Problem: Restate the whole listing word for word. Pictures are left out.

Data provided:
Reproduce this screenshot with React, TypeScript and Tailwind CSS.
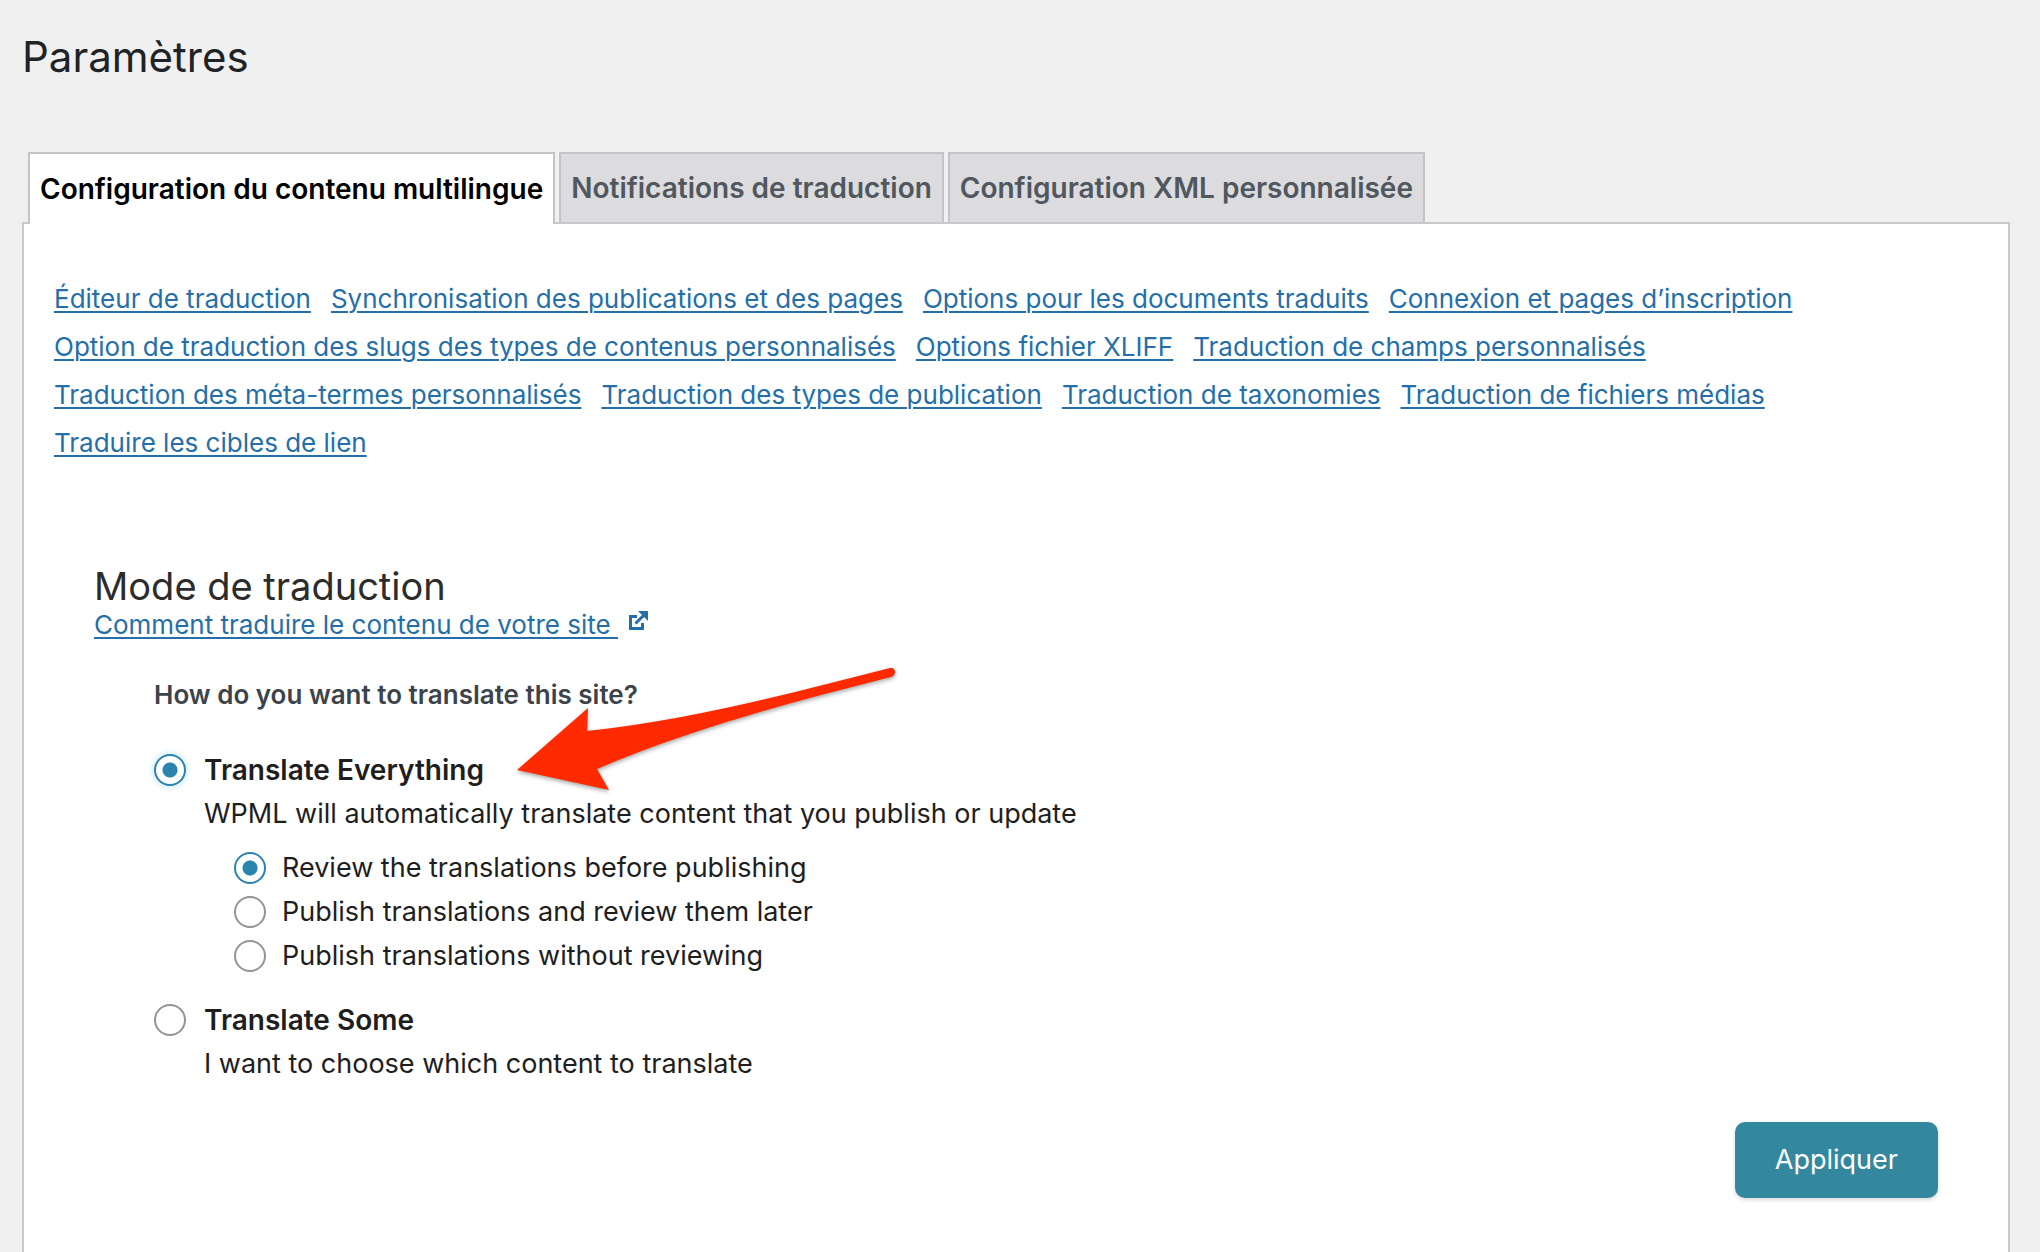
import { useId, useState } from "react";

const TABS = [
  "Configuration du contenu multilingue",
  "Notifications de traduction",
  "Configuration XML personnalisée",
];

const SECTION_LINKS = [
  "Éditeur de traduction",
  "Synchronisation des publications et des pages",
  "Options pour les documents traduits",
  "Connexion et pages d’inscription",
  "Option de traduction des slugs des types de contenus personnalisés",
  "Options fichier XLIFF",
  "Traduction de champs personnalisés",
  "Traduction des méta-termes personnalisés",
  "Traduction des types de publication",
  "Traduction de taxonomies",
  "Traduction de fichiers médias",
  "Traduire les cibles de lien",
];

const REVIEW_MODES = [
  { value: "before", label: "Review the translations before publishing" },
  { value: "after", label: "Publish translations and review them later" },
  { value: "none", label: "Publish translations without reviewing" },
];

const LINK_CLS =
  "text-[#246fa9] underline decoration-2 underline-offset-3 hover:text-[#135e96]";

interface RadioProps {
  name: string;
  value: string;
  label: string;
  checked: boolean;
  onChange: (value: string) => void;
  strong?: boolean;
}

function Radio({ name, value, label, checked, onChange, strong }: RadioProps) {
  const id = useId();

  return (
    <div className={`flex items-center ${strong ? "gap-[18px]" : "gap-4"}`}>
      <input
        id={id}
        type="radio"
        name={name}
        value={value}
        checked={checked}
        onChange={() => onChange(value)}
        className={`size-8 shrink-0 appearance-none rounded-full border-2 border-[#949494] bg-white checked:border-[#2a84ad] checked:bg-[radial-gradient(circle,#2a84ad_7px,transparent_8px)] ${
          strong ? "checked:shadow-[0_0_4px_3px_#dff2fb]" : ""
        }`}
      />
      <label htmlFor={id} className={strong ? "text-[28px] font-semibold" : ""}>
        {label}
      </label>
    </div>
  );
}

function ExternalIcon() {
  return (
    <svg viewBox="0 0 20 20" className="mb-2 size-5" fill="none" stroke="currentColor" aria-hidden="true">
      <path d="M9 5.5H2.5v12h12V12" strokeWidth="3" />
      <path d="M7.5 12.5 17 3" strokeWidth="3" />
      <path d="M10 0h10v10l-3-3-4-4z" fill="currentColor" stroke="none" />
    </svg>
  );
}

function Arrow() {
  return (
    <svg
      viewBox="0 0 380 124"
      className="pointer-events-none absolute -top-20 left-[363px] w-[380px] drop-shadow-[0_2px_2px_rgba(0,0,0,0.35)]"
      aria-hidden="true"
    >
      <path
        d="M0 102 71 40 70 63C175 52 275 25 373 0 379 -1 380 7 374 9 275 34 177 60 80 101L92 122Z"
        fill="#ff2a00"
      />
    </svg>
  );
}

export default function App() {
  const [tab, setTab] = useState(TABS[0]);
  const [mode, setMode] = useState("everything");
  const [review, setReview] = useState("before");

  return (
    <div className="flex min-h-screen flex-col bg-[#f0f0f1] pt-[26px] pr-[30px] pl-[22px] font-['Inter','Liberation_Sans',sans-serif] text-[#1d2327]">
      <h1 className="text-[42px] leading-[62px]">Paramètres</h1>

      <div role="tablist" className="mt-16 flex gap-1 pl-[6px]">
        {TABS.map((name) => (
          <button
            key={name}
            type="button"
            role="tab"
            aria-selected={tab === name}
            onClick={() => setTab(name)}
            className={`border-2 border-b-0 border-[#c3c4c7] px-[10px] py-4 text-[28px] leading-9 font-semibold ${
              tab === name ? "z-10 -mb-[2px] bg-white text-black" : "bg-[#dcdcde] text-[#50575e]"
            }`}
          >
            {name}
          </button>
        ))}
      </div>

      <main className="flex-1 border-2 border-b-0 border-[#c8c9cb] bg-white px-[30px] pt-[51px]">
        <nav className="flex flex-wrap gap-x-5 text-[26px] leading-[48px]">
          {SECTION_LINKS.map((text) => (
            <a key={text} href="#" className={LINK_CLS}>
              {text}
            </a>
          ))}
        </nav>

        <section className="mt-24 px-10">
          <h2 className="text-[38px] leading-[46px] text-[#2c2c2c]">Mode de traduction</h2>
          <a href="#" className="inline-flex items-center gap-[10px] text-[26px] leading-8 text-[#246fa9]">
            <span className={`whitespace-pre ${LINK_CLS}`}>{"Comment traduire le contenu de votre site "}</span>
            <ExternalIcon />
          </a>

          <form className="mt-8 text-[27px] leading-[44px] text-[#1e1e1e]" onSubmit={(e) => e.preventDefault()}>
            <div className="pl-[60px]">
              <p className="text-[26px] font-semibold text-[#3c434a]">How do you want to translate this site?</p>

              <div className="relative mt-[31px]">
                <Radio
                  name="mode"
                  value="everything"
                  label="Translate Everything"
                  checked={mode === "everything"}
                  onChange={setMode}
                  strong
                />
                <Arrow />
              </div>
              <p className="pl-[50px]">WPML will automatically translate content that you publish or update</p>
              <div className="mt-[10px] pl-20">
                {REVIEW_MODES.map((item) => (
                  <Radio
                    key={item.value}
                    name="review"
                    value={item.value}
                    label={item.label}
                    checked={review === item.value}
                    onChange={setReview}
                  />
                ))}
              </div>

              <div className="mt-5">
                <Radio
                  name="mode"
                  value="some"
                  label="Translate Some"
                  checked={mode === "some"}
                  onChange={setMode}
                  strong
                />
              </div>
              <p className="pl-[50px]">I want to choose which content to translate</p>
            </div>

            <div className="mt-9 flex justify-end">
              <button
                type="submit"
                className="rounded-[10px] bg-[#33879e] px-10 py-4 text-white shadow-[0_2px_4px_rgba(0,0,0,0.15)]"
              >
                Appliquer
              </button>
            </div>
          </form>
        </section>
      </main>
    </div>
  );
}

Written response:
Reproduce this screenshot with React, TypeScript and Tailwind CSS.
import { useId, useState } from "react";

const TABS = [
  "Configuration du contenu multilingue",
  "Notifications de traduction",
  "Configuration XML personnalisée",
];

const SECTION_LINKS = [
  "Éditeur de traduction",
  "Synchronisation des publications et des pages",
  "Options pour les documents traduits",
  "Connexion et pages d’inscription",
  "Option de traduction des slugs des types de contenus personnalisés",
  "Options fichier XLIFF",
  "Traduction de champs personnalisés",
  "Traduction des méta-termes personnalisés",
  "Traduction des types de publication",
  "Traduction de taxonomies",
  "Traduction de fichiers médias",
  "Traduire les cibles de lien",
];

const REVIEW_MODES = [
  { value: "before", label: "Review the translations before publishing" },
  { value: "after", label: "Publish translations and review them later" },
  { value: "none", label: "Publish translations without reviewing" },
];

const LINK_CLS =
  "text-[#246fa9] underline decoration-2 underline-offset-3 hover:text-[#135e96]";

interface RadioProps {
  name: string;
  value: string;
  label: string;
  checked: boolean;
  onChange: (value: string) => void;
  strong?: boolean;
}

function Radio({ name, value, label, checked, onChange, strong }: RadioProps) {
  const id = useId();

  return (
    <div className={`flex items-center ${strong ? "gap-[18px]" : "gap-4"}`}>
      <input
        id={id}
        type="radio"
        name={name}
        value={value}
        checked={checked}
        onChange={() => onChange(value)}
        className={`size-8 shrink-0 appearance-none rounded-full border-2 border-[#949494] bg-white checked:border-[#2a84ad] checked:bg-[radial-gradient(circle,#2a84ad_7px,transparent_8px)] ${
          strong ? "checked:shadow-[0_0_4px_3px_#dff2fb]" : ""
        }`}
      />
      <label htmlFor={id} className={strong ? "text-[28px] font-semibold" : ""}>
        {label}
      </label>
    </div>
  );
}

function ExternalIcon() {
  return (
    <svg viewBox="0 0 20 20" className="mb-2 size-5" fill="none" stroke="currentColor" aria-hidden="true">
      <path d="M9 5.5H2.5v12h12V12" strokeWidth="3" />
      <path d="M7.5 12.5 17 3" strokeWidth="3" />
      <path d="M10 0h10v10l-3-3-4-4z" fill="currentColor" stroke="none" />
    </svg>
  );
}

function Arrow() {
  return (
    <svg
      viewBox="0 0 380 124"
      className="pointer-events-none absolute -top-20 left-[363px] w-[380px] drop-shadow-[0_2px_2px_rgba(0,0,0,0.35)]"
      aria-hidden="true"
    >
      <path
        d="M0 102 71 40 70 63C175 52 275 25 373 0 379 -1 380 7 374 9 275 34 177 60 80 101L92 122Z"
        fill="#ff2a00"
      />
    </svg>
  );
}

export default function App() {
  const [tab, setTab] = useState(TABS[0]);
  const [mode, setMode] = useState("everything");
  const [review, setReview] = useState("before");

  return (
    <div className="flex min-h-screen flex-col bg-[#f0f0f1] pt-[26px] pr-[30px] pl-[22px] font-['Inter','Liberation_Sans',sans-serif] text-[#1d2327]">
      <h1 className="text-[42px] leading-[62px]">Paramètres</h1>

      <div role="tablist" className="mt-16 flex gap-1 pl-[6px]">
        {TABS.map((name) => (
          <button
            key={name}
            type="button"
            role="tab"
            aria-selected={tab === name}
            onClick={() => setTab(name)}
            className={`border-2 border-b-0 border-[#c3c4c7] px-[10px] py-4 text-[28px] leading-9 font-semibold ${
              tab === name ? "z-10 -mb-[2px] bg-white text-black" : "bg-[#dcdcde] text-[#50575e]"
            }`}
          >
            {name}
          </button>
        ))}
      </div>

      <main className="flex-1 border-2 border-b-0 border-[#c8c9cb] bg-white px-[30px] pt-[51px]">
        <nav className="flex flex-wrap gap-x-5 text-[26px] leading-[48px]">
          {SECTION_LINKS.map((text) => (
            <a key={text} href="#" className={LINK_CLS}>
              {text}
            </a>
          ))}
        </nav>

        <section className="mt-24 px-10">
          <h2 className="text-[38px] leading-[46px] text-[#2c2c2c]">Mode de traduction</h2>
          <a href="#" className="inline-flex items-center gap-[10px] text-[26px] leading-8 text-[#246fa9]">
            <span className={`whitespace-pre ${LINK_CLS}`}>{"Comment traduire le contenu de votre site "}</span>
            <ExternalIcon />
          </a>

          <form className="mt-8 text-[27px] leading-[44px] text-[#1e1e1e]" onSubmit={(e) => e.preventDefault()}>
            <div className="pl-[60px]">
              <p className="text-[26px] font-semibold text-[#3c434a]">How do you want to translate this site?</p>

              <div className="relative mt-[31px]">
                <Radio
                  name="mode"
                  value="everything"
                  label="Translate Everything"
                  checked={mode === "everything"}
                  onChange={setMode}
                  strong
                />
                <Arrow />
              </div>
              <p className="pl-[50px]">WPML will automatically translate content that you publish or update</p>
              <div className="mt-[10px] pl-20">
                {REVIEW_MODES.map((item) => (
                  <Radio
                    key={item.value}
                    name="review"
                    value={item.value}
                    label={item.label}
                    checked={review === item.value}
                    onChange={setReview}
                  />
                ))}
              </div>

              <div className="mt-5">
                <Radio
                  name="mode"
                  value="some"
                  label="Translate Some"
                  checked={mode === "some"}
                  onChange={setMode}
                  strong
                />
              </div>
              <p className="pl-[50px]">I want to choose which content to translate</p>
            </div>

            <div className="mt-9 flex justify-end">
              <button
                type="submit"
                className="rounded-[10px] bg-[#33879e] px-10 py-4 text-white shadow-[0_2px_4px_rgba(0,0,0,0.15)]"
              >
                Appliquer
              </button>
            </div>
          </form>
        </section>
      </main>
    </div>
  );
}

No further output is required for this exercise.